## SageMaker Create PySparkProcessor Job 
haimtran 30/05/2023
DataScience and Python3 Kernel

In [5]:
# !pip install -U "sagemaker>2.0"

In [4]:
import logging
from time import gmtime, strftime

import sagemaker

## Parameters 

In [11]:
!aws s3 ls

2023-05-28 10:34:50 413175686616-us-east-1-athena-results-bucket-w83sab7ocj
2023-05-27 04:30:33 cdk-hnb659fds-assets-413175686616-us-east-1
2023-05-27 04:25:29 ee-remote-deployment-commons3bucket-eky3ctzi6wog
2023-05-27 04:25:29 ee-remote-deployment-loggings3bucket-10lkfutr3jyug
2023-05-27 05:10:46 sagemaker-us-east-1-413175686616


In [12]:
source_bucket_name = "amazon-reviews-pds"
dest_bucket_name = "sagemaker-us-east-1-413175686616"

## Get SageMaker Session

In [6]:
assertsagemaker_logger = logging.getLogger("sagemaker")
sagemaker_logger.setLevel(logging.INFO)
sagemaker_logger.addHandler(logging.StreamHandler())

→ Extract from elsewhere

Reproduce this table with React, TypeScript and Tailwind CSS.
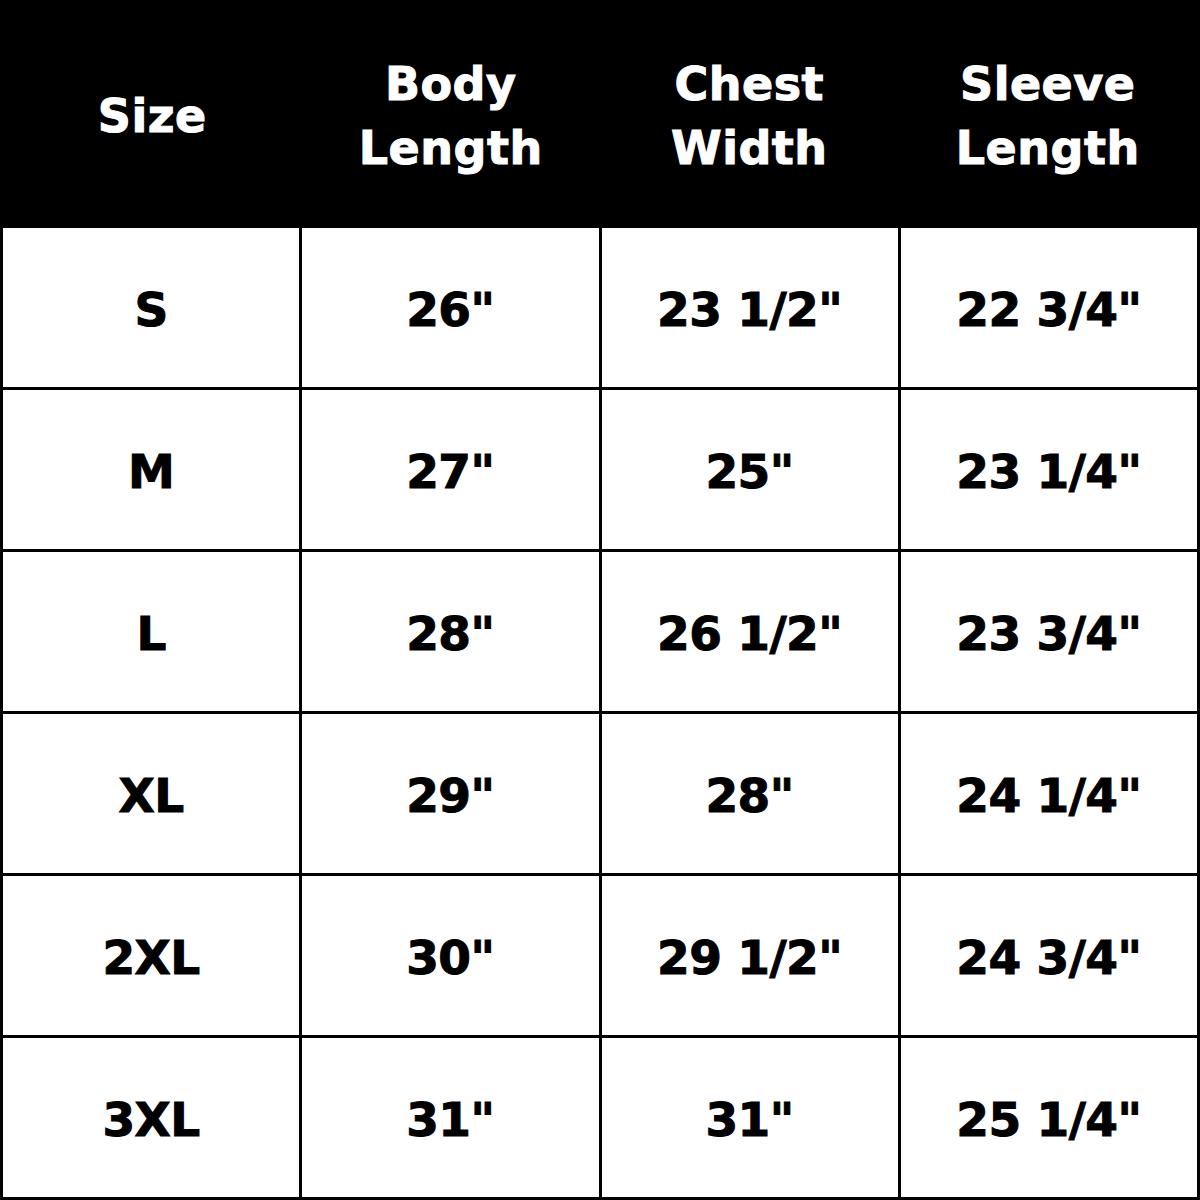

sagemaker_session = sagemaker.Session()
bucket = sagemaker_session.default_bucket()
role = sagemaker.get_execution_role()

## Prepare PySpark Code

In [7]:
!mkdir spark-code

mkdir: cannot create directory ‘spark-code’: File exists


In [8]:
%%writefile ./spark-code/preprocess.py
import argparse

from pyspark.context import SparkContext
from pyspark.sql import SparkSession
from pyspark.sql.types import IntegerType, StringType, StructType

# create spark session
spark = SparkSession.builder.appName("PySparkApp").getOrCreate()

# create schema
schema = (
    StructType()
    .add("marketplace", StringType(), True)
    .add("customer_id", StringType(), True)
    .add("review_id", StringType(), True)
    .add("product_id", StringType(), True)
    .add("product_parent", IntegerType(), True)
    .add("product_title", StringType(), True)
    .add("product_category", StringType(), True)
    .add("star_rating", IntegerType(), True)
    .add("helpful_vote", IntegerType(), True)
    .add("total_vote", IntegerType(), True)
    .add("vine", StringType(), True)
    .add("verified_purchase", StringType(), True)
    .add("review_headline", StringType(), True)
    .add("review_body", StringType(), True)
    .add("myyear", StringType(), True)
)


def main():
    """
    parse argument
    """
    # define parser
    parser = argparse.ArgumentParser(description="app inputs and outputs")
    parser.add_argument("--source_bucket_name", type=str, help="s3 input bucket")
    parser.add_argument("--dest_bucket_name", type=str, help="output s3 prefix")

    # parse argument
    args = parser.parse_args()
    print(f"{args.source_bucket_name} and {args.dest_bucket_name}")

    # read data from s3
    df_csv = (
        spark.read.format("csv")
        .option("header", True)
        .schema(schema)
        .option("delimiter", "\t")
        .option("quote", '"')
        .load(f"s3://{args.source_bucket_name}/tsv/")
    )

    # transform and feature engineer
    df_clean = df_csv.where("marketplace='US'").select(
        "marketplace", "customer_id", "product_id", "star_rating"
    )

    # write data to s3
    df_clean.write.format("parquet").save(
        f"s3://{args.dest_bucket_name}/amazon-reviews/"
    )


if __name__ == "__main__":
    main()

Overwriting ./spark-code/preprocess.py


## Create PySparkProcessor Job

In [15]:
from sagemaker.processing import ProcessingInput, ProcessingOutput
from sagemaker.spark.processing import PySparkProcessor

In [16]:
spark_processor = PySparkProcessor(
    base_job_name="process-amazon-reviews",
    framework_version="3.1",
    role=role,
    instance_count=2,
    instance_type="ml.m5.xlarge",
    max_runtime_in_seconds=1200,
    tags=[{"Key": "tag-key", "Value": "tag-value"}],
)

this take about 5 minutes 

In [17]:
spark_processor.run(
    submit_app="./spark-code/preprocess.py",
    arguments=[
        "--source_bucket_name",
        source_bucket_name,
        "--dest_bucket_name",
        dest_bucket_name,
    ],
    logs=False,
)

Creating processing-job with name process-amazon-reviews-2023-05-29-03-03-22-057
Creating processing-job with name process-amazon-reviews-2023-05-29-03-03-22-057
INFO:sagemaker:Creating processing-job with name process-amazon-reviews-2023-05-29-03-03-22-057


................................................................................................................................!

## Check Output in S3 

In [14]:
# !aws s3 rm s3://sagemaker-us-east-1-413175686616/amazon-reviews/ --recursive

In [19]:
# !aws s3 ls --summarize --human-readable --recursive s3://sagemaker-us-east-1-413175686616/amazon-reviews/